> **What is asked**:
Copy exactly the lines from the one containing "Rebuild this screenshot" to the one containing "string; sel: boolean;", both lines included, and nothing else.

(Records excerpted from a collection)
· · · · · · ·
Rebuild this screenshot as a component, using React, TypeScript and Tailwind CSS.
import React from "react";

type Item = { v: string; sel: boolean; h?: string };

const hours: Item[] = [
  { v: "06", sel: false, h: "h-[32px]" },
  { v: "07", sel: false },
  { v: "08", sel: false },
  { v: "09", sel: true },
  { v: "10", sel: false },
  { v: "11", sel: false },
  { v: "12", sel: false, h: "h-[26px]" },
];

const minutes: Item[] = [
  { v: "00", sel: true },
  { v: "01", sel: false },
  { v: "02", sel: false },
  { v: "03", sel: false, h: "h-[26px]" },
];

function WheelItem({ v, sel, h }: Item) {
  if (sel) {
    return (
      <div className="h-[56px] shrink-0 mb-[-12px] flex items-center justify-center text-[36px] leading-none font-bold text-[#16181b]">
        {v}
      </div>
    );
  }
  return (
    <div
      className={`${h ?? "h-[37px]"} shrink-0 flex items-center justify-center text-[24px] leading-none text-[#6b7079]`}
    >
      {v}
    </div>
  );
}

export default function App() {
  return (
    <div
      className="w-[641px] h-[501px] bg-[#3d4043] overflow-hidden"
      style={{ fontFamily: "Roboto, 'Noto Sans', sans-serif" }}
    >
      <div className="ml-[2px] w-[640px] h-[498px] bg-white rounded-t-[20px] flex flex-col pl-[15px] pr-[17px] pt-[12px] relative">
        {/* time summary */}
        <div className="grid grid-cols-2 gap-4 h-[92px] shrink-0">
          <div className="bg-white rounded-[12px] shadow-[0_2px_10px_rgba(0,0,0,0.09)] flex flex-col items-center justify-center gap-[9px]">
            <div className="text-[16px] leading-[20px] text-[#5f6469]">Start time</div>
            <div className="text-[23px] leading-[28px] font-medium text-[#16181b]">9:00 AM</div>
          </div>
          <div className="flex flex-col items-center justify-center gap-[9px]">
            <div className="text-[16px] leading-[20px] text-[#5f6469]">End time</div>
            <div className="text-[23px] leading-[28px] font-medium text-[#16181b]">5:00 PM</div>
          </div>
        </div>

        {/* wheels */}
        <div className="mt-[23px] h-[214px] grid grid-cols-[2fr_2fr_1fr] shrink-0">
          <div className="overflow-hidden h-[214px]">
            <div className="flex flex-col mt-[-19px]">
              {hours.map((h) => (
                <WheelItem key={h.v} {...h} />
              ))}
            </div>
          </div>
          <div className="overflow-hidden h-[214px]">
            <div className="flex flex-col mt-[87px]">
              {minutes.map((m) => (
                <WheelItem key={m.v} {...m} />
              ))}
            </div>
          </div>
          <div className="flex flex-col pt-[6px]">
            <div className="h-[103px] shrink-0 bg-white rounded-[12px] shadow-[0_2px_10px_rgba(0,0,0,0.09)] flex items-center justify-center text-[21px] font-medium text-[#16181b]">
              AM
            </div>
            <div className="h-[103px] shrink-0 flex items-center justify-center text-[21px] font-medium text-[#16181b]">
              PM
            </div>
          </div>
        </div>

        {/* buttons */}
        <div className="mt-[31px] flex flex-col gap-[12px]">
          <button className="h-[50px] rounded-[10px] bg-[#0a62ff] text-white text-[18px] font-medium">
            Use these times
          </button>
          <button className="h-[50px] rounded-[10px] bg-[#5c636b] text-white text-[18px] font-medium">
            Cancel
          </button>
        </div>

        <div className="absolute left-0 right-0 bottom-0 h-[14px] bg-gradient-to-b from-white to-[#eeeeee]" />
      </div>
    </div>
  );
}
· · · · · · ·
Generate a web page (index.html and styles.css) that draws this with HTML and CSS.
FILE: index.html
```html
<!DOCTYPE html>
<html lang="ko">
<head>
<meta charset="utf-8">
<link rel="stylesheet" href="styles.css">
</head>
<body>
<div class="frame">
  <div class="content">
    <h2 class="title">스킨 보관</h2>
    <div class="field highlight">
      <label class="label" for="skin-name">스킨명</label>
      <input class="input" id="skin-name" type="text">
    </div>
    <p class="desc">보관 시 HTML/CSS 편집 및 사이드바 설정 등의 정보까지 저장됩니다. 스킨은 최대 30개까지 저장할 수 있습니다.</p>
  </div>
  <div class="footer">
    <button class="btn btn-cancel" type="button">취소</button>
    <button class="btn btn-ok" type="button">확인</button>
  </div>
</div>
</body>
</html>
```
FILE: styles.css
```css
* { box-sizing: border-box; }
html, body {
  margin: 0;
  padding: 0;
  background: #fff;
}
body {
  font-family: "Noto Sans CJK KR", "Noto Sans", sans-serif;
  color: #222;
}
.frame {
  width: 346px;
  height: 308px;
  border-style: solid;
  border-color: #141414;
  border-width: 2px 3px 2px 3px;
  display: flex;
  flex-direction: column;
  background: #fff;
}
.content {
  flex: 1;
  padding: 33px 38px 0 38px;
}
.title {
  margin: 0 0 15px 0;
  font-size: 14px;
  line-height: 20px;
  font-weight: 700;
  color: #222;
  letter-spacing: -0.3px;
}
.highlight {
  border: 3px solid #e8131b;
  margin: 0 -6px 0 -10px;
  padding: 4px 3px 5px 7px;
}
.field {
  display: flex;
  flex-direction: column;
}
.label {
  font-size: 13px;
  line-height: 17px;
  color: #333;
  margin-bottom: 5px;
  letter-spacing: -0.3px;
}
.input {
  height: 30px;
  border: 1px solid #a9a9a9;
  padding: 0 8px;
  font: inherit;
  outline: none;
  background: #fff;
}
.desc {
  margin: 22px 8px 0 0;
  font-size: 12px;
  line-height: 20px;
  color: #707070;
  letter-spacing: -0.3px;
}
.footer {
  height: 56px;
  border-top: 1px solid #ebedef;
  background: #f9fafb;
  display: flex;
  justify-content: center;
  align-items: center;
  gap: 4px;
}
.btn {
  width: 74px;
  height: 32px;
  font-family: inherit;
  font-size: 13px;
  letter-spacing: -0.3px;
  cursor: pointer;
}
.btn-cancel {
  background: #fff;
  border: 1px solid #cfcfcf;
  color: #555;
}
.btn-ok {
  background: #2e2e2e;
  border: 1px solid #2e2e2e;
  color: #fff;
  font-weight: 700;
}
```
· · · · · · ·
> **Exercise answer**:
Rebuild this screenshot as a component, using React, TypeScript and Tailwind CSS.
import React from "react";

type Item = { v: string; sel: boolean; h?: string };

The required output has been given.